» **DATA SEGMENT**:
------------------------------
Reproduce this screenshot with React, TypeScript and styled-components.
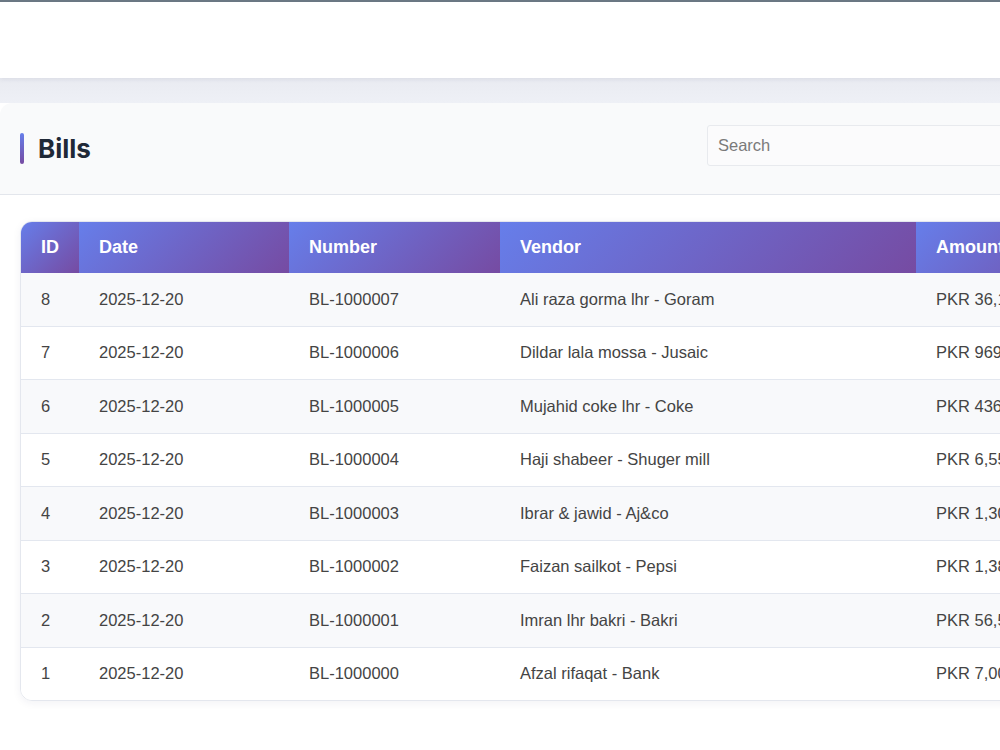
import React from 'react';
import styled, { createGlobalStyle } from 'styled-components';

const GlobalStyle = createGlobalStyle`
  html, body {
    margin: 0;
    padding: 0;
    background: #fff;
    overflow: hidden;
  }
  body {
    font-family: 'Liberation Sans', Arial, sans-serif;
  }
`;

const Page = styled.div`
  width: 1300px;
  min-height: 750px;
  border-top: 2px solid #6b7884;
  background: #fff;
`;

const TopBar = styled.header`
  height: 76px;
  background: #fff;
  box-shadow: 0 2px 4px rgba(30, 40, 80, 0.06);
  position: relative;
  z-index: 1;
`;

const Main = styled.main`
  background: linear-gradient(180deg, #e9ebf1 0px, #eef0f6 25px, #fff 25px);
  padding-top: 25px;
`;

const HeaderCard = styled.section`
  display: flex;
  align-items: center;
  justify-content: space-between;
  height: 91px;
  background: #f9fafb;
  border-top-left-radius: 12px;
  border-bottom: 1px solid #e3e6ec;
  padding: 0 0 0 20px;
`;

const Title = styled.h1`
  display: flex;
  align-items: center;
  gap: 14px;
  margin: 0;
  font-family: Inter, 'Liberation Sans', sans-serif;
  font-size: 26px;
  font-weight: 700;
  color: #1f2937;

  &::before {
    content: '';
    width: 4px;
    height: 31px;
    border-radius: 2px;
    background: linear-gradient(180deg, #667eea, #764ba2);
  }
`;

const SearchInput = styled.input`
  width: 593px;
  height: 41px;
  box-sizing: border-box;
  margin: -7px 0 0 0;
  padding: 0 10px;
  border: 1px solid #e8eaee;
  border-radius: 3px;
  background: #fbfbfc;
  font-family: 'Liberation Sans', Arial, sans-serif;
  font-size: 16.5px;
  color: #333;
  outline: none;

  &::placeholder {
    color: #7a7a7a;
  }
`;

const TableWrap = styled.div`
  margin: 26px 0 0 20px;
  border: 1px solid #e4e7ee;
  border-radius: 12px;
  overflow: hidden;
  box-shadow: 0 2px 8px rgba(30, 40, 80, 0.06);
  width: fit-content;
`;

const Table = styled.table`
  border-collapse: collapse;
  font-size: 16.5px;
`;

const Th = styled.th<{ w: number }>`
  width: ${p => p.w}px;
  box-sizing: border-box;
  height: 51px;
  padding: 0 20px;
  text-align: left;
  font-size: 18px;
  font-weight: 700;
  color: #fff;
  background: linear-gradient(135deg, #667eea 0%, #764ba2 100%);
`;

const Row = styled.tr<{ shaded: boolean }>`
  background: ${p => (p.shaded ? '#f8f9fb' : '#fff')};
`;

const Td = styled.td`
  height: 52.5px;
  padding: 0 20px;
  color: #444;
  white-space: nowrap;
  border-bottom: 1px solid #e3e7ef;

  tr:last-child > & {
    border-bottom: none;
  }
`;

const columns = [
  { label: 'ID', w: 58 },
  { label: 'Date', w: 210 },
  { label: 'Number', w: 211 },
  { label: 'Vendor', w: 416 },
  { label: 'Amount', w: 200 },
];

const bills = [
  { id: 8, number: 'BL-1000007', vendor: 'Ali raza gorma lhr - Goram', amount: 'PKR 36,150.00' },
  { id: 7, number: 'BL-1000006', vendor: 'Dildar lala mossa - Jusaic', amount: 'PKR 969,000.00' },
  { id: 6, number: 'BL-1000005', vendor: 'Mujahid coke lhr - Coke', amount: 'PKR 436,800.00' },
  { id: 5, number: 'BL-1000004', vendor: 'Haji shabeer - Shuger mill', amount: 'PKR 6,550,000.00' },
  { id: 4, number: 'BL-1000003', vendor: 'Ibrar & jawid - Aj&co', amount: 'PKR 1,300,000.00' },
  { id: 3, number: 'BL-1000002', vendor: 'Faizan sailkot - Pepsi', amount: 'PKR 1,380,000.00' },
  { id: 2, number: 'BL-1000001', vendor: 'Imran lhr bakri - Bakri', amount: 'PKR 56,500.00' },
  { id: 1, number: 'BL-1000000', vendor: 'Afzal rifaqat - Bank', amount: 'PKR 7,000,000.00' },
];

const App = () => {
  return (
    <>
      <GlobalStyle />
      <Page>
        <TopBar />
        <Main>
          <HeaderCard>
            <Title>Bills</Title>
            <SearchInput type="text" placeholder="Search" />
          </HeaderCard>
          <TableWrap>
            <Table>
              <thead>
                <tr>
                  {columns.map(col => (
                    <Th key={col.label} w={col.w}>
                      {col.label}
                    </Th>
                  ))}
                </tr>
              </thead>
              <tbody>
                {bills.map((bill, index) => (
                  <Row key={bill.id} shaded={index % 2 === 0}>
                    <Td>{bill.id}</Td>
                    <Td>2025-12-20</Td>
                    <Td>{bill.number}</Td>
                    <Td>{bill.vendor}</Td>
                    <Td>{bill.amount}</Td>
                  </Row>
                ))}
              </tbody>
            </Table>
          </TableWrap>
        </Main>
      </Page>
    </>
  );
};

export default App;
------------------------------
» **WHAT YOU HAVE TO DO**: Each line from the top of the material through the line containing "color: #1f2937;" should be reproduced exactly; please drop any images.

» **TASK OUTPUT**:
Reproduce this screenshot with React, TypeScript and styled-components.
import React from 'react';
import styled, { createGlobalStyle } from 'styled-components';

const GlobalStyle = createGlobalStyle`
  html, body {
    margin: 0;
    padding: 0;
    background: #fff;
    overflow: hidden;
  }
  body {
    font-family: 'Liberation Sans', Arial, sans-serif;
  }
`;

const Page = styled.div`
  width: 1300px;
  min-height: 750px;
  border-top: 2px solid #6b7884;
  background: #fff;
`;

const TopBar = styled.header`
  height: 76px;
  background: #fff;
  box-shadow: 0 2px 4px rgba(30, 40, 80, 0.06);
  position: relative;
  z-index: 1;
`;

const Main = styled.main`
  background: linear-gradient(180deg, #e9ebf1 0px, #eef0f6 25px, #fff 25px);
  padding-top: 25px;
`;

const HeaderCard = styled.section`
  display: flex;
  align-items: center;
  justify-content: space-between;
  height: 91px;
  background: #f9fafb;
  border-top-left-radius: 12px;
  border-bottom: 1px solid #e3e6ec;
  padding: 0 0 0 20px;
`;

const Title = styled.h1`
  display: flex;
  align-items: center;
  gap: 14px;
  margin: 0;
  font-family: Inter, 'Liberation Sans', sans-serif;
  font-size: 26px;
  font-weight: 700;
  color: #1f2937;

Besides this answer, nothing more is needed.